-- Start Material --

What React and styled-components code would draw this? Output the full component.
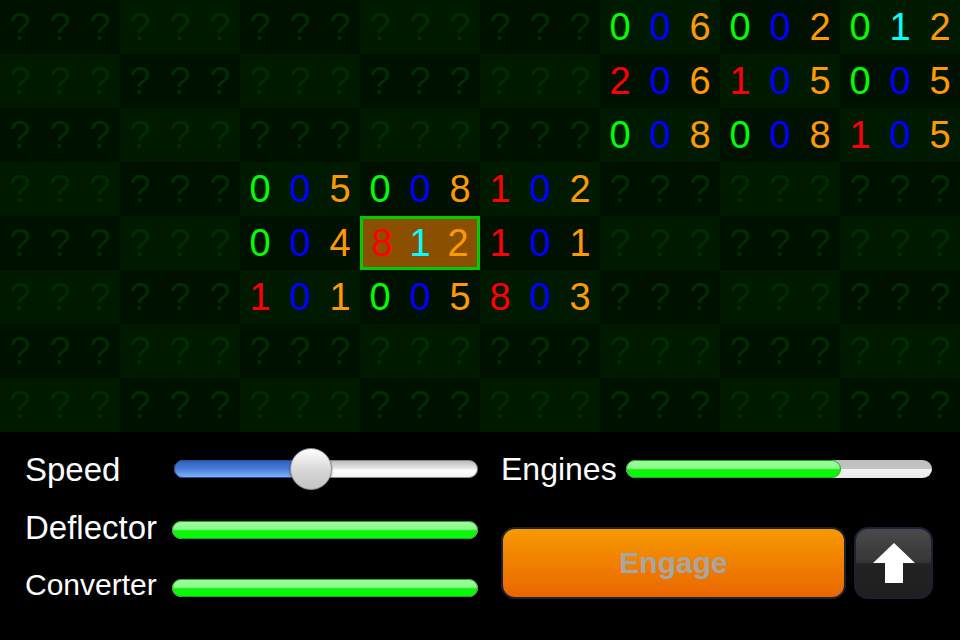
import React from 'react';
import styled, { createGlobalStyle } from 'styled-components';

const GlobalStyle = createGlobalStyle`
  html, body {
    margin: 0;
    padding: 0;
    background: #000;
  }
  body {
    font-family: 'Liberation Sans', Arial, Helvetica, sans-serif;
  }
`;

// palette
const DIGIT = {
  g: '#00ff00',
  b: '#0000ff',
  o: '#ff9900',
  r: '#ff0000',
  c: '#00ffff'
};

// known blocks: [blockRow, blockCol] -> 3 chars + colours
const KNOWN = {
  '0-5': ['006', 'gbo'],
  '0-6': ['002', 'gbo'],
  '0-7': ['012', 'gco'],
  '1-5': ['206', 'rbo'],
  '1-6': ['105', 'rbo'],
  '1-7': ['005', 'gbo'],
  '2-5': ['008', 'gbo'],
  '2-6': ['008', 'gbo'],
  '2-7': ['105', 'rbo'],
  '3-2': ['005', 'gbo'],
  '3-3': ['008', 'gbo'],
  '3-4': ['102', 'rbo'],
  '4-2': ['004', 'gbo'],
  '4-3': ['812', 'rco'],
  '4-4': ['101', 'rbo'],
  '5-2': ['101', 'rbo'],
  '5-3': ['005', 'gbo'],
  '5-4': ['803', 'rbo']
};

const Screen = styled.div`
  width: 960px;
  height: 640px;
  display: flex;
  flex-direction: column;
  background: #000;
  overflow: hidden;
`;

const Board = styled.div`
  display: grid;
  grid-template-columns: repeat(8, 120px);
  grid-template-rows: repeat(8, 54px);
`;

const Block = styled.div`
  display: grid;
  grid-template-columns: repeat(3, 1fr);
  box-sizing: border-box;
  background: ${(p) => (p.$hl ? '#8a5000' : p.$light ? '#001a00' : '#001100')};
  border: ${(p) => (p.$hl ? '3px solid #00cc00' : 'none')};
`;

const Cell = styled.span`
  display: flex;
  align-items: center;
  justify-content: center;
  font-size: 38px;
  line-height: 1;
  color: ${(p) => p.$color || '#002d00'};
`;

const Panel = styled.div`
  flex: 1;
  display: grid;
  grid-template-columns: 453px 432px;
  column-gap: 23px;
  padding: 8px 0 0 25px;
`;

const Controls = styled.div`
  display: grid;
  grid-template-columns: 147px 306px;
  grid-auto-rows: 58px;
  align-items: center;
`;

const Label = styled.span`
  color: #fff;
  font-size: ${(p) => p.$size || 31}px;
  line-height: 1;
  white-space: nowrap;
`;

const SliderTrack = styled.div`
  position: relative;
  height: 18px;
  margin-left: 2px;
  border-radius: 9px;
  box-sizing: border-box;
  border: 1px solid #8a8a8a;
  background: linear-gradient(#bcbcbc, #e6e6e6 45%, #ffffff 60%, #f4f4f4);
`;

const SliderFill = styled.div`
  position: absolute;
  left: -1px;
  top: -1px;
  bottom: -1px;
  border-radius: 9px 0 0 9px;
  border: 1px solid #244f9e;
  background: linear-gradient(#2e5fbd, #4a7fd8 50%, #7fb0f4);
`;

const Thumb = styled.div`
  position: absolute;
  top: 50%;
  width: 42px;
  height: 42px;
  margin: -21px 0 0 -21px;
  border-radius: 50%;
  box-sizing: border-box;
  border: 1px solid #8c8c8c;
  background: linear-gradient(#fdfdfd, #d6d6d6 55%, #c4c4c4);
  box-shadow: 0 1px 2px rgba(0, 0, 0, 0.5);
`;

const Bar = styled.div`
  position: relative;
  height: 18px;
  margin-top: ${(p) => p.$shift || 0}px;
  border-radius: 9px;
  overflow: hidden;
  background: linear-gradient(#bdbdbd, #c4c4c4 48%, #f2f2f2 52%, #e8e8e8);
`;

const BarFill = styled.div`
  height: 100%;
  box-sizing: border-box;
  border-radius: 9px;
  border: 1.5px solid #1fa81f;
  background: linear-gradient(#9cff9c, #8cf88c 45%, #11f011 55%, #00ff00);
`;

const Side = styled.div`
  display: grid;
  grid-template-rows: 58px 1fr;
`;

const EngineRow = styled.div`
  display: flex;
  align-items: center;
  gap: 9px;
  & > div {
    width: 306px;
    flex: none;
  }
`;

const ButtonRow = styled.div`
  display: flex;
  gap: 8px;
  padding-top: 29px;
`;

const Button = styled.button`
  height: 72px;
  box-sizing: border-box;
  border: 2px solid #1b2135;
  border-radius: 14px;
  padding: 0;
  display: flex;
  align-items: center;
  justify-content: center;
  font-family: inherit;
  cursor: pointer;
`;

const EngageButton = styled(Button)`
  width: 345px;
  background: linear-gradient(#f89a00, #f07d00 55%, #ea6600);
  color: #a6a6a6;
  font-size: 30px;
  font-weight: bold;
`;

const ArrowButton = styled(Button)`
  width: 79px;
  background: linear-gradient(#4a4a4a, #363636 48%, #222 52%, #1f1f1f);
`;

const UpArrow = () => (
  <svg width="42" height="40" viewBox="0 0 42 40">
    <path d="M21 0 L42 20 L30 20 L30 40 L12 40 L12 20 L0 20 Z" fill="#fff" />
  </svg>
);

const Meter = ({ value, shift }) => (
  <Bar $shift={shift}>
    <BarFill style={{ width: `${value}%` }} />
  </Bar>
);

const App = () => {
  const blocks = [];
  for (let r = 0; r < 8; r++) {
    for (let c = 0; c < 8; c++) {
      const key = `${r}-${c}`;
      const known = KNOWN[key];
      blocks.push(
        <Block key={key} $light={(r + c) % 2 === 1} $hl={key === '4-3'}>
          {[0, 1, 2].map((i) =>
            known ? (
              <Cell key={i} $color={DIGIT[known[1][i]]}>
                {known[0][i]}
              </Cell>
            ) : (
              <Cell key={i}>?</Cell>
            )
          )}
        </Block>
      );
    }
  }

  const speed = 45;

  return (
    <>
      <GlobalStyle />
      <Screen>
        <Board>{blocks}</Board>
        <Panel>
          <Controls>
            <Label $size={33}>Speed</Label>
            <SliderTrack>
              <SliderFill style={{ width: `${speed}%` }} />
              <Thumb style={{ left: `${speed}%` }} />
            </SliderTrack>
            <Label $size={33}>Deflector</Label>
            <Meter value={100} shift={6} />
            <Label $size={30}>Converter</Label>
            <Meter value={100} shift={6} />
          </Controls>
          <Side>
            <EngineRow>
              <Label $size={32}>Engines</Label>
              <Meter value={70.5} />
            </EngineRow>
            <ButtonRow>
              <EngageButton>Engage</EngageButton>
              <ArrowButton>
                <UpArrow />
              </ArrowButton>
            </ButtonRow>
          </Side>
        </Panel>
      </Screen>
    </>
  );
};

export default App;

-- End Material --

[Problem details] Word for word, quote the lines above. Omit the pictures.

[Output for this task]
What React and styled-components code would draw this? Output the full component.
import React from 'react';
import styled, { createGlobalStyle } from 'styled-components';

const GlobalStyle = createGlobalStyle`
  html, body {
    margin: 0;
    padding: 0;
    background: #000;
  }
  body {
    font-family: 'Liberation Sans', Arial, Helvetica, sans-serif;
  }
`;

// palette
const DIGIT = {
  g: '#00ff00',
  b: '#0000ff',
  o: '#ff9900',
  r: '#ff0000',
  c: '#00ffff'
};

// known blocks: [blockRow, blockCol] -> 3 chars + colours
const KNOWN = {
  '0-5': ['006', 'gbo'],
  '0-6': ['002', 'gbo'],
  '0-7': ['012', 'gco'],
  '1-5': ['206', 'rbo'],
  '1-6': ['105', 'rbo'],
  '1-7': ['005', 'gbo'],
  '2-5': ['008', 'gbo'],
  '2-6': ['008', 'gbo'],
  '2-7': ['105', 'rbo'],
  '3-2': ['005', 'gbo'],
  '3-3': ['008', 'gbo'],
  '3-4': ['102', 'rbo'],
  '4-2': ['004', 'gbo'],
  '4-3': ['812', 'rco'],
  '4-4': ['101', 'rbo'],
  '5-2': ['101', 'rbo'],
  '5-3': ['005', 'gbo'],
  '5-4': ['803', 'rbo']
};

const Screen = styled.div`
  width: 960px;
  height: 640px;
  display: flex;
  flex-direction: column;
  background: #000;
  overflow: hidden;
`;

const Board = styled.div`
  display: grid;
  grid-template-columns: repeat(8, 120px);
  grid-template-rows: repeat(8, 54px);
`;

const Block = styled.div`
  display: grid;
  grid-template-columns: repeat(3, 1fr);
  box-sizing: border-box;
  background: ${(p) => (p.$hl ? '#8a5000' : p.$light ? '#001a00' : '#001100')};
  border: ${(p) => (p.$hl ? '3px solid #00cc00' : 'none')};
`;

const Cell = styled.span`
  display: flex;
  align-items: center;
  justify-content: center;
  font-size: 38px;
  line-height: 1;
  color: ${(p) => p.$color || '#002d00'};
`;

const Panel = styled.div`
  flex: 1;
  display: grid;
  grid-template-columns: 453px 432px;
  column-gap: 23px;
  padding: 8px 0 0 25px;
`;

const Controls = styled.div`
  display: grid;
  grid-template-columns: 147px 306px;
  grid-auto-rows: 58px;
  align-items: center;
`;

const Label = styled.span`
  color: #fff;
  font-size: ${(p) => p.$size || 31}px;
  line-height: 1;
  white-space: nowrap;
`;

const SliderTrack = styled.div`
  position: relative;
  height: 18px;
  margin-left: 2px;
  border-radius: 9px;
  box-sizing: border-box;
  border: 1px solid #8a8a8a;
  background: linear-gradient(#bcbcbc, #e6e6e6 45%, #ffffff 60%, #f4f4f4);
`;

const SliderFill = styled.div`
  position: absolute;
  left: -1px;
  top: -1px;
  bottom: -1px;
  border-radius: 9px 0 0 9px;
  border: 1px solid #244f9e;
  background: linear-gradient(#2e5fbd, #4a7fd8 50%, #7fb0f4);
`;

const Thumb = styled.div`
  position: absolute;
  top: 50%;
  width: 42px;
  height: 42px;
  margin: -21px 0 0 -21px;
  border-radius: 50%;
  box-sizing: border-box;
  border: 1px solid #8c8c8c;
  background: linear-gradient(#fdfdfd, #d6d6d6 55%, #c4c4c4);
  box-shadow: 0 1px 2px rgba(0, 0, 0, 0.5);
`;

const Bar = styled.div`
  position: relative;
  height: 18px;
  margin-top: ${(p) => p.$shift || 0}px;
  border-radius: 9px;
  overflow: hidden;
  background: linear-gradient(#bdbdbd, #c4c4c4 48%, #f2f2f2 52%, #e8e8e8);
`;

const BarFill = styled.div`
  height: 100%;
  box-sizing: border-box;
  border-radius: 9px;
  border: 1.5px solid #1fa81f;
  background: linear-gradient(#9cff9c, #8cf88c 45%, #11f011 55%, #00ff00);
`;

const Side = styled.div`
  display: grid;
  grid-template-rows: 58px 1fr;
`;

const EngineRow = styled.div`
  display: flex;
  align-items: center;
  gap: 9px;
  & > div {
    width: 306px;
    flex: none;
  }
`;

const ButtonRow = styled.div`
  display: flex;
  gap: 8px;
  padding-top: 29px;
`;

const Button = styled.button`
  height: 72px;
  box-sizing: border-box;
  border: 2px solid #1b2135;
  border-radius: 14px;
  padding: 0;
  display: flex;
  align-items: center;
  justify-content: center;
  font-family: inherit;
  cursor: pointer;
`;

const EngageButton = styled(Button)`
  width: 345px;
  background: linear-gradient(#f89a00, #f07d00 55%, #ea6600);
  color: #a6a6a6;
  font-size: 30px;
  font-weight: bold;
`;

const ArrowButton = styled(Button)`
  width: 79px;
  background: linear-gradient(#4a4a4a, #363636 48%, #222 52%, #1f1f1f);
`;

const UpArrow = () => (
  <svg width="42" height="40" viewBox="0 0 42 40">
    <path d="M21 0 L42 20 L30 20 L30 40 L12 40 L12 20 L0 20 Z" fill="#fff" />
  </svg>
);

const Meter = ({ value, shift }) => (
  <Bar $shift={shift}>
    <BarFill style={{ width: `${value}%` }} />
  </Bar>
);

const App = () => {
  const blocks = [];
  for (let r = 0; r < 8; r++) {
    for (let c = 0; c < 8; c++) {
      const key = `${r}-${c}`;
      const known = KNOWN[key];
      blocks.push(
        <Block key={key} $light={(r + c) % 2 === 1} $hl={key === '4-3'}>
          {[0, 1, 2].map((i) =>
            known ? (
              <Cell key={i} $color={DIGIT[known[1][i]]}>
                {known[0][i]}
              </Cell>
            ) : (
              <Cell key={i}>?</Cell>
            )
          )}
        </Block>
      );
    }
  }

  const speed = 45;

  return (
    <>
      <GlobalStyle />
      <Screen>
        <Board>{blocks}</Board>
        <Panel>
          <Controls>
            <Label $size={33}>Speed</Label>
            <SliderTrack>
              <SliderFill style={{ width: `${speed}%` }} />
              <Thumb style={{ left: `${speed}%` }} />
            </SliderTrack>
            <Label $size={33}>Deflector</Label>
            <Meter value={100} shift={6} />
            <Label $size={30}>Converter</Label>
            <Meter value={100} shift={6} />
          </Controls>
          <Side>
            <EngineRow>
              <Label $size={32}>Engines</Label>
              <Meter value={70.5} />
            </EngineRow>
            <ButtonRow>
              <EngageButton>Engage</EngageButton>
              <ArrowButton>
                <UpArrow />
              </ArrowButton>
            </ButtonRow>
          </Side>
        </Panel>
      </Screen>
    </>
  );
};

export default App;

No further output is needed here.